Go-am was born in Hongseong, South Chungchong Province, and studied under Kim "Haegang" Gyu-jin. His first work to be exhibited, "Chungjook," was shown at the Chosun Art Exhibition in 1924.

But Go-am eventually tired of conforming to traditional Korean landscape painting strictures. In 1958 he left for Paris. He toured with his work through Germany the following year before settling in Paris. He gave the Facchetti Museum the exclusive rights to display his works, making his Paris debut in 1961. He later taught painting and calligraphy at an academy he established at the Cernuschi Museum. Meanwhile, Go-am continued to develop a painting style called "Letter Abstract," which incorporated the Korean alphabet into abstract paintings that assimilated Eastern and modern Western styles.

Beginning in 1961, South Korea came under the tight grip of the military regime headed by Park Chung Hee. In 1967, over 200 artists, musicians, professors and students studying overseas were summoned to return to South Korea and charged with aiding the communist North. In what became known as the "East Berlin Incident," many allege that they were tortured. Go-am was among those to return to the South, fearing for his family's safety if he did not. He was greeted with a three-year jail term.

While in prison, Go-am continued to create art in innovative ways, stretching his imagination to its limits by using the materials available. He worked with sticky rice and toilet paper.

After his release, Go-am returned to France where he obtained French citizenship. He was never to return to Korea. He died prior to a final attempt to visit his homeland for an exhibition in 1989. Go-am was buried in the Pere Lachaise Cemetery in Paris alongside other artists.

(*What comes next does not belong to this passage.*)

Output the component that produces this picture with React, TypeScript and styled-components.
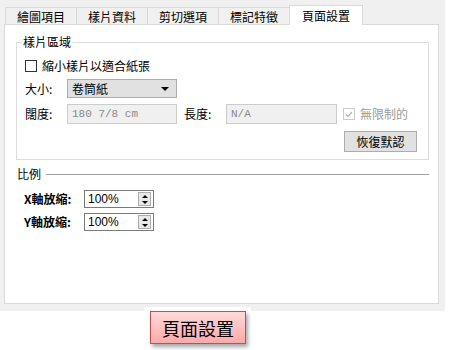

Sixty-one of Go-am's works are featured in the retrospective, "Lee Ung-no, 40 Years Later." They include "Haejeo," characterized by strong abstract lines, and "Saengmaek," composed of soft tones and abstract dots. The museum hopes to acquire some 4,000 works by Go-am currently housed in a Go-am memorial in Paris. "We hope we will succeed in realizing the permanent return of Go-am's works," said his widow, Mrs. Park. "But we are now engaged in a legal dispute with France because of French laws that forbid works by deceased artists from leaving the country."